Unfortunately Laura Blake did not get all the fact correct in the above statement. William’s wife Nancy SIMS did not die around 1845 during a typhoid fever epidemic. She was seen living with her son William Hunter JOHNSON in Kanawha County in 1860.
After his mother’s death, William’s wife Nancy gave him his last child Morris Houston JOHNSON (1839-1845) on 21 January 1839 in Fayette County, (West) Virginia.
William’s daughter Mary JOHNSON married David Alexander MILLER (1820-1871) on 13 December 1839 in Fayette County, (West) Virginia.
William’s sisters Elizabeth FOSTER and Susannah SIMS died before the 1840 census.
1840 U.S. Federal Census > VA > Fayette > page 145 [https://archive.org/stream/populationsch1840555unit#page/n298/mode/1up : accessed 11 May 2014]
1840 U.S. Federal Census
Fayette County, (West) Virginia
Johnson, William Sr. (page 145)
2 males under 5 yo (William Hunter and Morris Houston)
1 male 5 & under 10 yo (Lewis)
1 male 15 & under 20 yo (John Brown)
1 male 20 & under 30 yo (Alexander)
1 male 40 & under 50 yo (William)
1 female under 5 yo (Nancy)
1 female 15 & under 20 yo (Amy)
1 female 20 & under 30 yo (Huldah)
1 female 30 & under 40 yo (Nancy Ann; should be listed as 40 & under 50 yo)
10 persons in household
2 persons engaged in agriculture
William and Nancy’s oldest daughter Huldah JOHNSON married Robert INGRAM (1819-1902) about 1841 in Fayette County (West) Virginia.
Courtesy of Gary Johnston (Facebook message dated 1 May 2013)
In 1845 during an epidemic of typhoid fever three members of the family died.
William’s sons died within three weeks of each other: Morris Houston JOHNSON died 11 August 1845 and Lewis JOHNSON died 31 August 1845.
William JOHNSON followed his sons on 18 December 1845. They are all buried in the Nichols Cemetery in Fayette County.
 Laidley, William Sydney, History of Charleston and Kanawha County, West Virginia and Representative Citizens, Richmond Arnold Publishing Company, Chicago, Illinois, 1911.; pg. 979; online https://archive.org/stream/historyofcharles00laid#page/n5/mode/2up
 Christine Beckelheimer, submitter; “Benjamin Johnson”; The History of Fayette County West Virginia 1993; sponsored and published by the Fayette County Chamber of Commerce, page 32.
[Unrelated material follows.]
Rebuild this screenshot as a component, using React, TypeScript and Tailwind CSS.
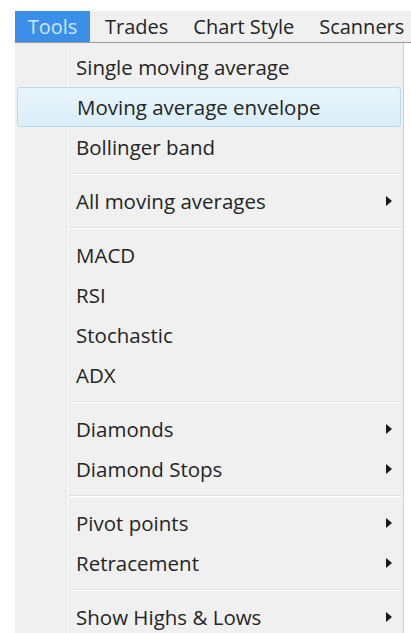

 Wayne L. Johnson and Carl L. Johnson; These Lost Children of the Marquis of Annandale, Johnstone-Johnston-Johnson, Notes & Compilations in three volumes, Vol. II First Americans, Charleston, West Virginia. A copy of this draft (work in progress) received in mail on 16 July 2014 from Wayne via Tim Spradling.
 Oren F. Morton, The History of Monroe County, West Virginia, published by McClure Company, Inc., Staunton, Va. 1916; online https://archive.org/stream/historyofmonroec00mort#page/n5/mode/2up
 Laidley’s History; pg. 235
 Laidley’s History; pg. 979
 Larry Heffner, email dated 10 August 2004 in reply for request of information on marriage papers of Martin Sims and Susanna Johnson in the archives of the Greenbrier Historical Society.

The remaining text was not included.